**WHAT TO PRODUCE**
Restate each of the lines below word for word and drop every picture.

**MATERIAL**
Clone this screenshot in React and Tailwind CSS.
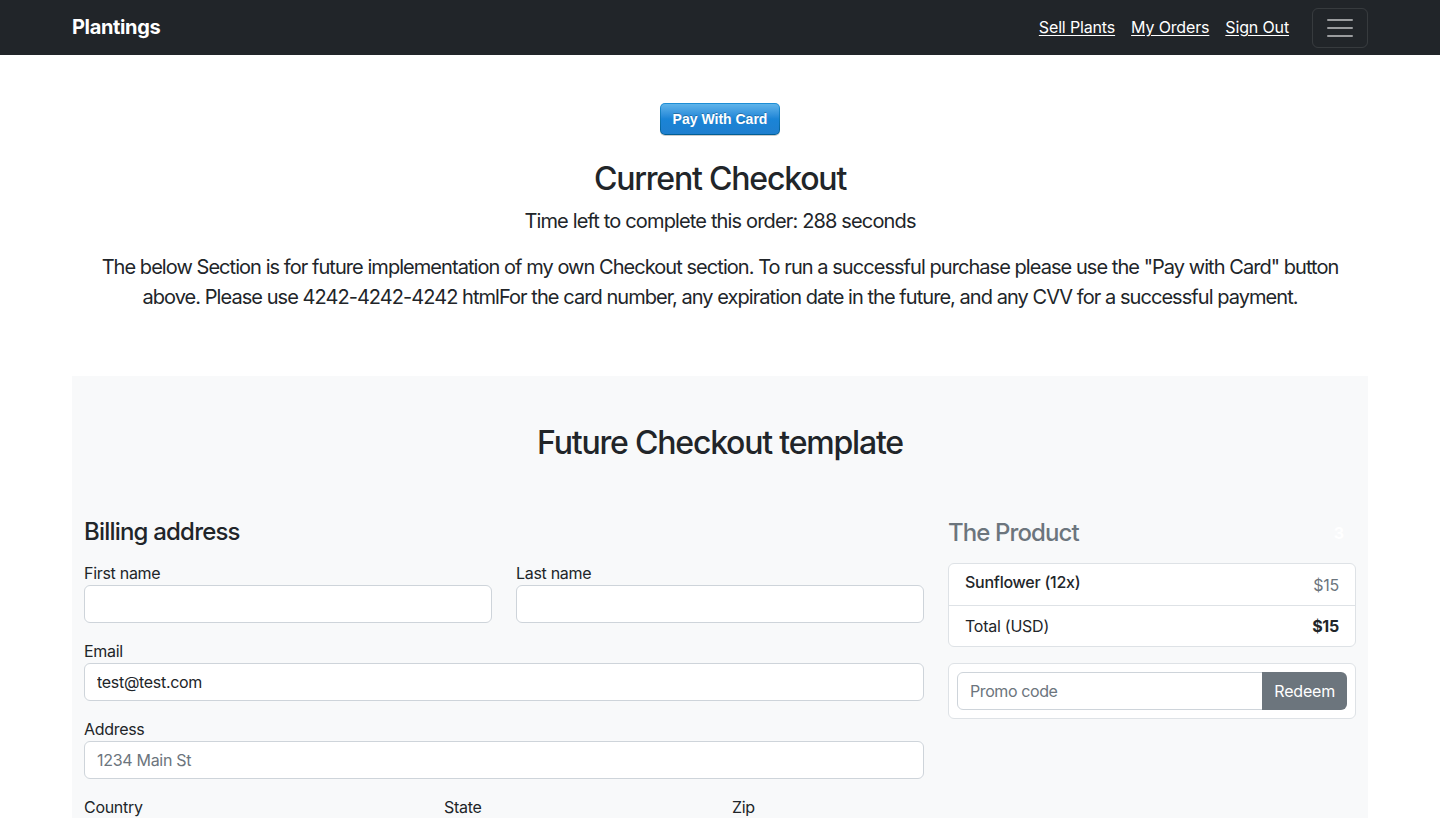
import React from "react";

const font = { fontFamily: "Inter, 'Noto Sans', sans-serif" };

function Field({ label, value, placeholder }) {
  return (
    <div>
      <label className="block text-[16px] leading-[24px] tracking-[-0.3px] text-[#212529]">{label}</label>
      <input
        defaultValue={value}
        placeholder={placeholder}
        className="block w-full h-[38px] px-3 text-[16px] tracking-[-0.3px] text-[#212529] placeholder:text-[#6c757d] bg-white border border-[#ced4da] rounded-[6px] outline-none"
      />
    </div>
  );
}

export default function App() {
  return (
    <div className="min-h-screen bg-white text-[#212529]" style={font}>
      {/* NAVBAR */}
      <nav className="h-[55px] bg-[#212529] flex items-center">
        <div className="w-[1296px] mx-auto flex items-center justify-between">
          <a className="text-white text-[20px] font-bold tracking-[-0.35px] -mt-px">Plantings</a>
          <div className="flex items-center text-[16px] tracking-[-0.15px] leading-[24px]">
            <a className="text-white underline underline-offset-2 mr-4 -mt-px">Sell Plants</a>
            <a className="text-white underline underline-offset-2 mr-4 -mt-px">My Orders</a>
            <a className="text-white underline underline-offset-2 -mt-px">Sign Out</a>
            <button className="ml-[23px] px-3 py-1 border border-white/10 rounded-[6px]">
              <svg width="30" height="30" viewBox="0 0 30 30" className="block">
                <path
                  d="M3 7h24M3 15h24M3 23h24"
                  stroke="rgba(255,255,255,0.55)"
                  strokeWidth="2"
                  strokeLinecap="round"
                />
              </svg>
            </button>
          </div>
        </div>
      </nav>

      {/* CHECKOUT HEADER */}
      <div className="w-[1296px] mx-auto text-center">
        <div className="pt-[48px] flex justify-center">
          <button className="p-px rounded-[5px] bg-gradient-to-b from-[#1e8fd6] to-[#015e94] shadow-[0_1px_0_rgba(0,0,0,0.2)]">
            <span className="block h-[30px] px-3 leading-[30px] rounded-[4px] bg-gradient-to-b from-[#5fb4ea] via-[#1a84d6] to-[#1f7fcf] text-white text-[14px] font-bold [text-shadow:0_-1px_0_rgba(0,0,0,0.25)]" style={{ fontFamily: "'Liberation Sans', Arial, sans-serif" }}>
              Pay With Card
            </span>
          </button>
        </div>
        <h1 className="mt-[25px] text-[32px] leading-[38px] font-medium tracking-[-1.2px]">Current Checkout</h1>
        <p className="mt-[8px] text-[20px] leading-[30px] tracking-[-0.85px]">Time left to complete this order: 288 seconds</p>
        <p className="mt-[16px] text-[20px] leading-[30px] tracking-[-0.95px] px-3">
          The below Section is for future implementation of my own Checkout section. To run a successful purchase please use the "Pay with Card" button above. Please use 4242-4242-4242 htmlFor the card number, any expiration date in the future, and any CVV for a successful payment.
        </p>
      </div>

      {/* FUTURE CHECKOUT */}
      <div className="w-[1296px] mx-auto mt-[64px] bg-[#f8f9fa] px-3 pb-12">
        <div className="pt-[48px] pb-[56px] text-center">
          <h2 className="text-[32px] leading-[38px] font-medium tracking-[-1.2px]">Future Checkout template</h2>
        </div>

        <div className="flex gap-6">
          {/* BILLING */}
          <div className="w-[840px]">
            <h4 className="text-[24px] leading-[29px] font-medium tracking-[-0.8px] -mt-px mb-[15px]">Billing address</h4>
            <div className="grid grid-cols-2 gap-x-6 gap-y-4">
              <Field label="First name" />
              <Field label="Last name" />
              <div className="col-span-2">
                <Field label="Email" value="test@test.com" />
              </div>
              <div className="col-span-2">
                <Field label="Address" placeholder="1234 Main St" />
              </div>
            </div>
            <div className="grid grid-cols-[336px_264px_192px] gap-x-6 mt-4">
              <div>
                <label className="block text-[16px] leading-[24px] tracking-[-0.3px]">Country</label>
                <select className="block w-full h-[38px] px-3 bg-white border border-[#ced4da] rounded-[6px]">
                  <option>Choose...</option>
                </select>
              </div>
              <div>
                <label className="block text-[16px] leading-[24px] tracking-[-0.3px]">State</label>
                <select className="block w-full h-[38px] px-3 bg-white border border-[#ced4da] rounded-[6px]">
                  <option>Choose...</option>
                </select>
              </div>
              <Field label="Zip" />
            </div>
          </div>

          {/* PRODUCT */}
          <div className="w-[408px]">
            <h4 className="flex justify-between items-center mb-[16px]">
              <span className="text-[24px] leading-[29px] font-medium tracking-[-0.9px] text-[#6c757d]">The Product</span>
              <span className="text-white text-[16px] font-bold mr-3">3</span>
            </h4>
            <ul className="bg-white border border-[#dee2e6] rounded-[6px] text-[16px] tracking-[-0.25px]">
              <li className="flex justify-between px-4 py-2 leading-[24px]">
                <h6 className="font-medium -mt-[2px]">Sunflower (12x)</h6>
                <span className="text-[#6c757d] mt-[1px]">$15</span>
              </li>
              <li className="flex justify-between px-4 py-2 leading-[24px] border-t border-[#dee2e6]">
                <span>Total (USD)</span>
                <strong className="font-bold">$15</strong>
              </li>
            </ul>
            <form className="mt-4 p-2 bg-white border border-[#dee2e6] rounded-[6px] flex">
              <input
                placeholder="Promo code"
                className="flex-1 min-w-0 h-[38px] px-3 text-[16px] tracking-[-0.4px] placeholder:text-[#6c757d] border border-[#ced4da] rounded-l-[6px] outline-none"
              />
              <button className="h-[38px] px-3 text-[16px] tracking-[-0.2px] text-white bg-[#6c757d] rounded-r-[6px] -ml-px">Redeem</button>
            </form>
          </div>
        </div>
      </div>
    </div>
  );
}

**EXERCISE ANSWER**
Clone this screenshot in React and Tailwind CSS.
import React from "react";

const font = { fontFamily: "Inter, 'Noto Sans', sans-serif" };

function Field({ label, value, placeholder }) {
  return (
    <div>
      <label className="block text-[16px] leading-[24px] tracking-[-0.3px] text-[#212529]">{label}</label>
      <input
        defaultValue={value}
        placeholder={placeholder}
        className="block w-full h-[38px] px-3 text-[16px] tracking-[-0.3px] text-[#212529] placeholder:text-[#6c757d] bg-white border border-[#ced4da] rounded-[6px] outline-none"
      />
    </div>
  );
}

export default function App() {
  return (
    <div className="min-h-screen bg-white text-[#212529]" style={font}>
      {/* NAVBAR */}
      <nav className="h-[55px] bg-[#212529] flex items-center">
        <div className="w-[1296px] mx-auto flex items-center justify-between">
          <a className="text-white text-[20px] font-bold tracking-[-0.35px] -mt-px">Plantings</a>
          <div className="flex items-center text-[16px] tracking-[-0.15px] leading-[24px]">
            <a className="text-white underline underline-offset-2 mr-4 -mt-px">Sell Plants</a>
            <a className="text-white underline underline-offset-2 mr-4 -mt-px">My Orders</a>
            <a className="text-white underline underline-offset-2 -mt-px">Sign Out</a>
            <button className="ml-[23px] px-3 py-1 border border-white/10 rounded-[6px]">
              <svg width="30" height="30" viewBox="0 0 30 30" className="block">
                <path
                  d="M3 7h24M3 15h24M3 23h24"
                  stroke="rgba(255,255,255,0.55)"
                  strokeWidth="2"
                  strokeLinecap="round"
                />
              </svg>
            </button>
          </div>
        </div>
      </nav>

      {/* CHECKOUT HEADER */}
      <div className="w-[1296px] mx-auto text-center">
        <div className="pt-[48px] flex justify-center">
          <button className="p-px rounded-[5px] bg-gradient-to-b from-[#1e8fd6] to-[#015e94] shadow-[0_1px_0_rgba(0,0,0,0.2)]">
            <span className="block h-[30px] px-3 leading-[30px] rounded-[4px] bg-gradient-to-b from-[#5fb4ea] via-[#1a84d6] to-[#1f7fcf] text-white text-[14px] font-bold [text-shadow:0_-1px_0_rgba(0,0,0,0.25)]" style={{ fontFamily: "'Liberation Sans', Arial, sans-serif" }}>
              Pay With Card
            </span>
          </button>
        </div>
        <h1 className="mt-[25px] text-[32px] leading-[38px] font-medium tracking-[-1.2px]">Current Checkout</h1>
        <p className="mt-[8px] text-[20px] leading-[30px] tracking-[-0.85px]">Time left to complete this order: 288 seconds</p>
        <p className="mt-[16px] text-[20px] leading-[30px] tracking-[-0.95px] px-3">
          The below Section is for future implementation of my own Checkout section. To run a successful purchase please use the "Pay with Card" button above. Please use 4242-4242-4242 htmlFor the card number, any expiration date in the future, and any CVV for a successful payment.
        </p>
      </div>

      {/* FUTURE CHECKOUT */}
      <div className="w-[1296px] mx-auto mt-[64px] bg-[#f8f9fa] px-3 pb-12">
        <div className="pt-[48px] pb-[56px] text-center">
          <h2 className="text-[32px] leading-[38px] font-medium tracking-[-1.2px]">Future Checkout template</h2>
        </div>

        <div className="flex gap-6">
          {/* BILLING */}
          <div className="w-[840px]">
            <h4 className="text-[24px] leading-[29px] font-medium tracking-[-0.8px] -mt-px mb-[15px]">Billing address</h4>
            <div className="grid grid-cols-2 gap-x-6 gap-y-4">
              <Field label="First name" />
              <Field label="Last name" />
              <div className="col-span-2">
                <Field label="Email" value="test@test.com" />
              </div>
              <div className="col-span-2">
                <Field label="Address" placeholder="1234 Main St" />
              </div>
            </div>
            <div className="grid grid-cols-[336px_264px_192px] gap-x-6 mt-4">
              <div>
                <label className="block text-[16px] leading-[24px] tracking-[-0.3px]">Country</label>
                <select className="block w-full h-[38px] px-3 bg-white border border-[#ced4da] rounded-[6px]">
                  <option>Choose...</option>
                </select>
              </div>
              <div>
                <label className="block text-[16px] leading-[24px] tracking-[-0.3px]">State</label>
                <select className="block w-full h-[38px] px-3 bg-white border border-[#ced4da] rounded-[6px]">
                  <option>Choose...</option>
                </select>
              </div>
              <Field label="Zip" />
            </div>
          </div>

          {/* PRODUCT */}
          <div className="w-[408px]">
            <h4 className="flex justify-between items-center mb-[16px]">
              <span className="text-[24px] leading-[29px] font-medium tracking-[-0.9px] text-[#6c757d]">The Product</span>
              <span className="text-white text-[16px] font-bold mr-3">3</span>
            </h4>
            <ul className="bg-white border border-[#dee2e6] rounded-[6px] text-[16px] tracking-[-0.25px]">
              <li className="flex justify-between px-4 py-2 leading-[24px]">
                <h6 className="font-medium -mt-[2px]">Sunflower (12x)</h6>
                <span className="text-[#6c757d] mt-[1px]">$15</span>
              </li>
              <li className="flex justify-between px-4 py-2 leading-[24px] border-t border-[#dee2e6]">
                <span>Total (USD)</span>
                <strong className="font-bold">$15</strong>
              </li>
            </ul>
            <form className="mt-4 p-2 bg-white border border-[#dee2e6] rounded-[6px] flex">
              <input
                placeholder="Promo code"
                className="flex-1 min-w-0 h-[38px] px-3 text-[16px] tracking-[-0.4px] placeholder:text-[#6c757d] border border-[#ced4da] rounded-l-[6px] outline-none"
              />
              <button className="h-[38px] px-3 text-[16px] tracking-[-0.2px] text-white bg-[#6c757d] rounded-r-[6px] -ml-px">Redeem</button>
            </form>
          </div>
        </div>
      </div>
    </div>
  );
}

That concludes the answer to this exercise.